Aujourd’hui, notre famille existe, pour la société et pour la loi. Ma gratitude est immense pour tous ceux qui ont accompagné notre parcours, dialogué, protégé, témoigné. À chaque étape, nous avons expliqué à Eloi, en essayant de trouver des mots adaptés, ce qui se passait pour nous, pour lui. Depuis que nous avons le livret de famille, il me semble qu’il m’appelle plus souvent « maman » et plus « maman Claire ».

Fière de mes nouveaux papiers, je me suis présentée il y a quelques jours au service de gestion du personnel de mon université. La responsable a examiné l’ensemble des pièces et m’a annoncé qu’elle enregistrait mon changement de situation familiale, ajoutant que j’allais pouvoir toucher le « supplément familial de traitement« . Il s’élève à 2,29 euros par mois ; il me semble juste que le chiffre 1 remplace le 0 dans la case « enfant à charge ».

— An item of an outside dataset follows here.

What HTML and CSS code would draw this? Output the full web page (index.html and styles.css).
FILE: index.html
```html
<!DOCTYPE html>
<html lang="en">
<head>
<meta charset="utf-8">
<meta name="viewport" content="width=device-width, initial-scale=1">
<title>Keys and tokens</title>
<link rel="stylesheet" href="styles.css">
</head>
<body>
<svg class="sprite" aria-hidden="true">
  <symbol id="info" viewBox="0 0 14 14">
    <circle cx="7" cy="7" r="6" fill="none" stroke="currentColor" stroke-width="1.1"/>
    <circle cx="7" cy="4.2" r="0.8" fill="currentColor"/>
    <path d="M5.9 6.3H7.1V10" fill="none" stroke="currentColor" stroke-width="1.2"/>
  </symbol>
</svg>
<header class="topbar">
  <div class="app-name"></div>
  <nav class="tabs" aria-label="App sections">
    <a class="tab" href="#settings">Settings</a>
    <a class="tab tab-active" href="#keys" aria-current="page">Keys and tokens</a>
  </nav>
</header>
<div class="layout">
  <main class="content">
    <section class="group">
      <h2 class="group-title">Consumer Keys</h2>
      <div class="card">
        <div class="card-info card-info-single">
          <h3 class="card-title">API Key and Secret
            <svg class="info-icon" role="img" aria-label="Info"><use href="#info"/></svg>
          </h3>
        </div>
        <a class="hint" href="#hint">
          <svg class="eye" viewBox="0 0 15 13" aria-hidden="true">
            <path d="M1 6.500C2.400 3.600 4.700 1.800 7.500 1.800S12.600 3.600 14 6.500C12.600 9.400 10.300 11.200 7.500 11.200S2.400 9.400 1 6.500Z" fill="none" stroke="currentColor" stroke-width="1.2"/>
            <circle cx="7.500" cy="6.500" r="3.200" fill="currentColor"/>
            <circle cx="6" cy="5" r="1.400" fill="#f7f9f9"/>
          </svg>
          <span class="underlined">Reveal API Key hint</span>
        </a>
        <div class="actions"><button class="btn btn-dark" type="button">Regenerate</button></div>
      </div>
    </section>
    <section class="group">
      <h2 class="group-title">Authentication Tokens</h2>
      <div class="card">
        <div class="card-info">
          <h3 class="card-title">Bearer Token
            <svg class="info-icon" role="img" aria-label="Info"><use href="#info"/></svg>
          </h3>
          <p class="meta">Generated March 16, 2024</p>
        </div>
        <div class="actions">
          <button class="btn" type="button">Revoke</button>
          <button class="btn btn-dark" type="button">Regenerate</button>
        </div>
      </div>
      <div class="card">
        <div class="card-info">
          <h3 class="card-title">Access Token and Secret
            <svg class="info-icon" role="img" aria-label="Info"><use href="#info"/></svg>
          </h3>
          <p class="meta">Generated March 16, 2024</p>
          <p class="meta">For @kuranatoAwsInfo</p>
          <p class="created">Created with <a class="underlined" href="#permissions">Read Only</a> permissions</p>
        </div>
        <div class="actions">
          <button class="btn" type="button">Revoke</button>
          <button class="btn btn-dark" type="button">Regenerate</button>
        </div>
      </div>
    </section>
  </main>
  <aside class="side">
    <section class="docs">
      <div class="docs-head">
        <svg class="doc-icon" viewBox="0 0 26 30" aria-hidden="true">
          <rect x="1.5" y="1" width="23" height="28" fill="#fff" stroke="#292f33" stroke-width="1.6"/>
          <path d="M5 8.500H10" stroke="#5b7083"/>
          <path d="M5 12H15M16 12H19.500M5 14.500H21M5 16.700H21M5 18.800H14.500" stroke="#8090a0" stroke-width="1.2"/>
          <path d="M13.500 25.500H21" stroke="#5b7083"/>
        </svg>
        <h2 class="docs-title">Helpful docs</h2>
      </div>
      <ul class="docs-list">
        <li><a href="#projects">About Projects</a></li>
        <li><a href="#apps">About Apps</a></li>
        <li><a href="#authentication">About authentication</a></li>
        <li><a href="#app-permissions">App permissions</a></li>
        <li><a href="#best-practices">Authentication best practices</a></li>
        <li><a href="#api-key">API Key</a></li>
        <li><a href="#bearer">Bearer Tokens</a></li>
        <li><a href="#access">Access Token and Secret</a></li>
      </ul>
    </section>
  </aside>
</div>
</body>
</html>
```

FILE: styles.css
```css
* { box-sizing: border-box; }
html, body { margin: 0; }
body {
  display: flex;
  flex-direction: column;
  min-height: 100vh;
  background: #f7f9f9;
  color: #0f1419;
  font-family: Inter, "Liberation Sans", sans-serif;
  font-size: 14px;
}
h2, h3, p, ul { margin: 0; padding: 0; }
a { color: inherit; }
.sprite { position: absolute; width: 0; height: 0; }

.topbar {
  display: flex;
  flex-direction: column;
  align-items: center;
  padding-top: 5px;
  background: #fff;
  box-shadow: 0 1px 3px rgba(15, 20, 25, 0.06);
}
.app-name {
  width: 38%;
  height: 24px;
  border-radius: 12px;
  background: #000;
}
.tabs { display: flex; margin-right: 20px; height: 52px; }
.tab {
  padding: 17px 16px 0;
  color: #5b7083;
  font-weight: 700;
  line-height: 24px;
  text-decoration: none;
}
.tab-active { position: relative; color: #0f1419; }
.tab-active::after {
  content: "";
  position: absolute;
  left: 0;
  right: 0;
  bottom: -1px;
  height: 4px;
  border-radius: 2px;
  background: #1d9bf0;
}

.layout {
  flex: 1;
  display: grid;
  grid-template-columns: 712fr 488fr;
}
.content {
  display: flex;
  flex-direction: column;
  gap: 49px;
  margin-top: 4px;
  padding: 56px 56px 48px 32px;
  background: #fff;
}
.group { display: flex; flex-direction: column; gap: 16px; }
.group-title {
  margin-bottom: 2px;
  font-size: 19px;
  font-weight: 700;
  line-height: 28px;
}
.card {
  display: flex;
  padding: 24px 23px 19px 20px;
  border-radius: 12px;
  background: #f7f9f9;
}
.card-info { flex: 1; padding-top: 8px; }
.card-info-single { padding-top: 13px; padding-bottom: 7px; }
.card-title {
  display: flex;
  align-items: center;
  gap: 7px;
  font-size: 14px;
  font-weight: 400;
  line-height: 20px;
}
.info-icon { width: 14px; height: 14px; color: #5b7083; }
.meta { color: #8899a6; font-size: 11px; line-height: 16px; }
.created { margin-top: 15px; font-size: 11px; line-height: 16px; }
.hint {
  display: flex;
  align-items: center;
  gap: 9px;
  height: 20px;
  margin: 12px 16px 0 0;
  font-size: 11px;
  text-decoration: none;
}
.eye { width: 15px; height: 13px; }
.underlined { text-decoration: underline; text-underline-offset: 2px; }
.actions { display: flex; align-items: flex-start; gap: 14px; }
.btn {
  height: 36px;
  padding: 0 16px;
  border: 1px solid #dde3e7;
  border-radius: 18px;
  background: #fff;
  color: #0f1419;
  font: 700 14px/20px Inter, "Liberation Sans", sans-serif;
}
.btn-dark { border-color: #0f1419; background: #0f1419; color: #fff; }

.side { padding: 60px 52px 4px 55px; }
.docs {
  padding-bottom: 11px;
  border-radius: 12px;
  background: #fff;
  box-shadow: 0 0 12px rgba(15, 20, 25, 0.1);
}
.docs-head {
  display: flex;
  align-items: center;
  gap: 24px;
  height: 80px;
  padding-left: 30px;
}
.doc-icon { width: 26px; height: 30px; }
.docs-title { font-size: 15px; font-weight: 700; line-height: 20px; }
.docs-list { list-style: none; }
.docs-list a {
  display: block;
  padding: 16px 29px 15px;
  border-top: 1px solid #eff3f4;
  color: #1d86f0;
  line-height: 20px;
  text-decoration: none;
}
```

Nous nous sommes donc mariées et avons eu… un enfant. Si on n’utilise pour l’appeler que le nom de famille de Blandine, Eloi corrige, en ajoutant le mien. C’est notre conte moderne, on en savoure la happy end.

D’autres familles attendent un verdict

Pour les couples de même sexes aujourd’hui mariés, dont les enfants naissent dans le cadre du mariage, le même combat est à mener. Notre mariage à nous ne comprend pas la présomption de parentalité.

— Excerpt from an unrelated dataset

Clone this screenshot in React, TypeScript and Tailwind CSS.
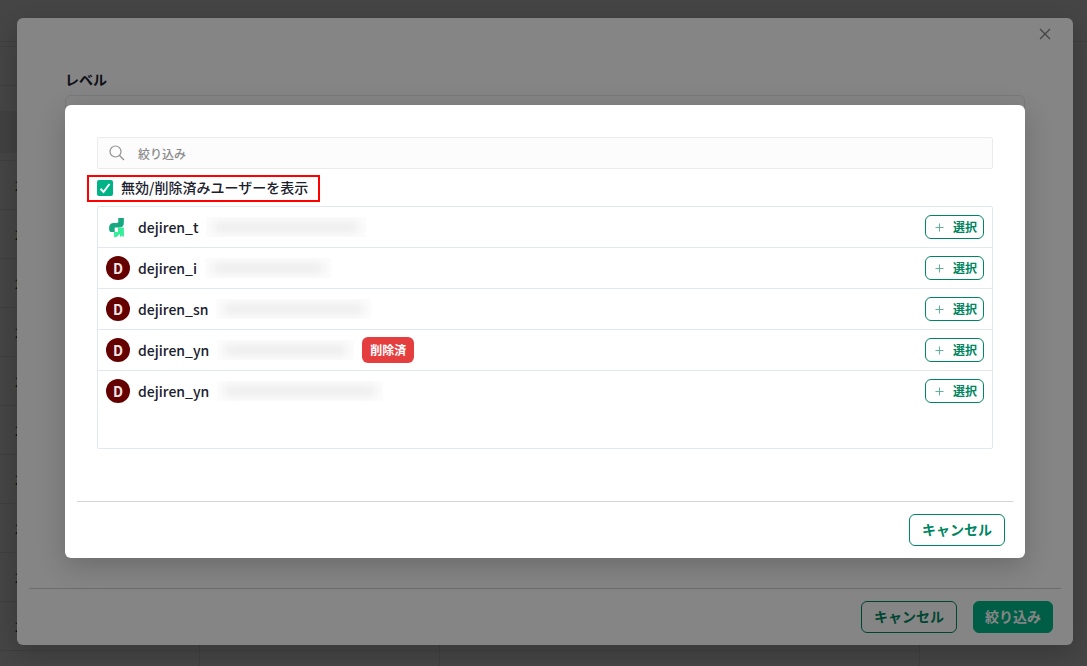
import React from 'react'
import clsx from 'clsx'

const users = [
  { name: 'dejiren_t', logo: true, deleted: false, mail: 'w-[160px]' },
  { name: 'dejiren_i', logo: false, deleted: false, mail: 'w-[126px]' },
  { name: 'dejiren_sn', logo: false, deleted: false, mail: 'w-[155px]' },
  { name: 'dejiren_yn', logo: false, deleted: true, mail: 'w-[137px]' },
  { name: 'dejiren_yn', logo: false, deleted: false, mail: 'w-[166px]' },
]

const tableRows = ['2', '2', '2', '2', '2', '2', '2', '2', '2', '2', '']

const LogoIcon = () => (
  <svg className="h-[19px] w-[15px]" viewBox="0 0 45 58" aria-hidden="true">
    <path d="M28 0h17v14c0 10-4 15-13 15H17v14H8c-5 0-8-3-8-8v-6c0-9 5-14 14-14h9c4 0 5-2 5-5z" fill="#16a880" />
    <path d="M27 29h18v29l-6-4-6 4V48L23 58h-8V43h12z" fill="#34ee9a" />
  </svg>
)

const PlusIcon = () => (
  <svg className="size-[9px]" viewBox="0 0 9 9" aria-hidden="true">
    <path d="M4.500 0.500v8M0.500 4.500h8" stroke="#5eb396" strokeWidth="1" />
  </svg>
)

const SearchIcon = () => (
  <svg className="size-4" viewBox="0 0 16 16" fill="none" stroke="#909090" strokeWidth="1.200" aria-hidden="true">
    <circle cx="6.500" cy="6.500" r="5.500" />
    <path d="M10.500 10.500l4.500 4.500" />
  </svg>
)

const CloseIcon = () => (
  <svg className="size-3" viewBox="0 0 12 12" fill="none" stroke="#7f8386" strokeWidth="1.300" aria-hidden="true">
    <path d="M1 1l10 10M11 1L1 11" />
  </svg>
)

const Button: React.FC<{
  primary?: boolean;
  children?: React.ReactNode;
}> = ({ primary = false, children }) => (
  <button
    type="button"
    className={clsx(
      'h-8 rounded-md border pb-[2px] text-sm leading-5 font-bold',
      primary ? 'border-[#00b386] bg-[#00b386] px-[11px] text-white' : 'border-[#008561] px-3 text-[#008561]',
    )}
  >
    {children}
  </button>
)

const Background = () => (
  <div className="flex h-screen flex-col overflow-hidden bg-white">
    <header className="h-[42px] shrink-0 border-b border-[#e8e8e8]" />
    <table className="mt-1 w-[920px] table-fixed border-separate border-spacing-0 border-t border-[#e8e8e8] text-sm">
      <colgroup>
        <col className="w-[200px]" />
        <col className="w-[240px]" />
        <col className="w-[480px]" />
      </colgroup>
      <tbody>
        <tr className="h-[39px]"><td colSpan={3} className="border-b border-[#e8e8e8]" /></tr>
        <tr className="h-[25px]"><td colSpan={3} /></tr>
        <tr className="h-[42px] bg-[#efefef]"><td colSpan={3} /></tr>
        <tr className="h-2"><td colSpan={3} className="border-b border-[#e8e8e8]" /></tr>
        {tableRows.map((text, row) => (
          <tr key={row} className="h-[49px]">
            <td className="border-r border-b border-[#e8e8e8] pl-[15px]">{text}</td>
            <td className="border-r border-b border-[#e8e8e8]" />
            <td className="border-r border-b border-[#e8e8e8]" />
          </tr>
        ))}
      </tbody>
    </table>
  </div>
)

const FilterDialog = () => (
  <div className="absolute inset-0 flex bg-black/48 pt-[18px] pr-[14px] pb-[21px] pl-[17px]">
    <section className="flex flex-1 flex-col rounded-md bg-white shadow-[0_8px_28px_rgba(0,0,0,0.2)]">
      <div className="flex h-8 items-center justify-end pr-[22px]">
        <button type="button" aria-label="閉じる"><CloseIcon /></button>
      </div>
      <div className="flex flex-1 flex-col px-12 pt-[19px]">
        <h2 className="text-sm leading-5 font-bold">レベル</h2>
        <div className="mt-[6px] h-40 rounded-md border border-[#e8e8e8]" />
      </div>
      <footer className="mx-3 flex justify-end gap-4 border-t border-[#cfcfcf] px-2 py-3">
        <Button>キャンセル</Button>
        <Button primary>絞り込み</Button>
      </footer>
    </section>
  </div>
)

const UserRow: React.FC<{ user: (typeof users)[number] }> = ({ user }) => (
  <li className="flex h-[41px] items-center border-b border-[#e2e8f0] px-2 last:border-transparent">
    {user.logo ? (
      <span className="flex size-6 items-center justify-center pr-1"><LogoIcon /></span>
    ) : (
      <span className="flex size-6 items-center justify-center rounded-full bg-[#640000] pb-px text-sm leading-5 font-bold text-[#f3e6e6]">D</span>
    )}
    <span className="ml-2 text-sm leading-5 font-medium">{user.name}</span>
    <span className={clsx('ml-2 flex h-5 items-center overflow-hidden bg-[#fcfcfc]', user.mail)}>
      <span className="mx-2 h-2 flex-1 bg-[#e8e8e8] blur-[5px]" />
    </span>
    {user.deleted && (
      <span className="ml-2 rounded-md bg-[#e53e3e] px-2 py-1 text-xs leading-[18px] font-bold text-white">削除済</span>
    )}
    <button
      type="button"
      className="ml-auto flex h-6 items-center gap-[9px] rounded-md border border-[#008561] pr-[6px] pl-[9px] text-xs leading-4 font-bold text-[#008561]"
    >
      <PlusIcon />
      選択
    </button>
  </li>
)

const UserDialog = () => (
  <div className="absolute inset-0 bg-black/48 pt-[105px] pr-[62px] pl-[65px]">
    <section className="rounded-md bg-white shadow-[0_8px_28px_rgba(0,0,0,0.2)]">
      <div className="px-8 pt-8 pb-[52px]">
        <div className="flex h-8 items-center gap-[13px] rounded-xs border border-[#ebebeb] bg-[#fcfcfc] px-[11px]">
          <SearchIcon />
          <input
            type="text"
            aria-label="絞り込み"
            placeholder="絞り込み"
            className="min-w-0 flex-1 bg-transparent pt-[2px] text-xs leading-5 font-medium outline-none placeholder:text-[#8a8a8a]"
          />
        </div>
        <label className="mt-[6px] -ml-[10px] flex h-[27px] w-fit items-center gap-2 border-2 border-[#ff0000] pr-[10px] pb-[2px] pl-2 text-sm leading-5 font-medium">
          <span className="grid size-4">
            <input type="checkbox" defaultChecked className="col-start-1 row-start-1 size-4 appearance-none rounded-xs bg-[#00b386]" />
            <svg className="pointer-events-none z-10 col-start-1 row-start-1 size-4" viewBox="0 0 16 16" fill="none" stroke="#fff" strokeWidth="2" aria-hidden="true">
              <path d="M3.500 8.800l3 3.200 6-8" />
            </svg>
          </span>
          <span className="pb-[2px]">無効/削除済みユーザーを表示</span>
        </label>
        <ul className="mt-1 h-[243px] overflow-y-auto rounded-xs border border-[#e2e8f0]">
          {users.map((user, key) => (
            <UserRow key={key} user={user} />
          ))}
        </ul>
      </div>
      <footer className="mx-3 flex justify-end border-t border-[#d4d4d4] px-2 py-3">
        <Button>キャンセル</Button>
      </footer>
    </section>
  </div>
)

const App = () => (
  <main className="relative overflow-hidden font-['Noto_Sans_CJK_JP',sans-serif] text-[#1a202c]">
    <Background />
    <FilterDialog />
    <UserDialog />
  </main>
)

export default App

Nous savons que la loi est incomplète, insatisfaisante. On peut au moins souhaiter qu’elle soit appliquée partout de la même manière, selon l’interprétation que la cour de Cassation a rappelée en septembre. Les cas qui ont dû aller en appel et sont jugés cette semaine devraient confirmer l’interprétation de la loi pour nos familles ; bien d’autres attendent encore la protection de l’État.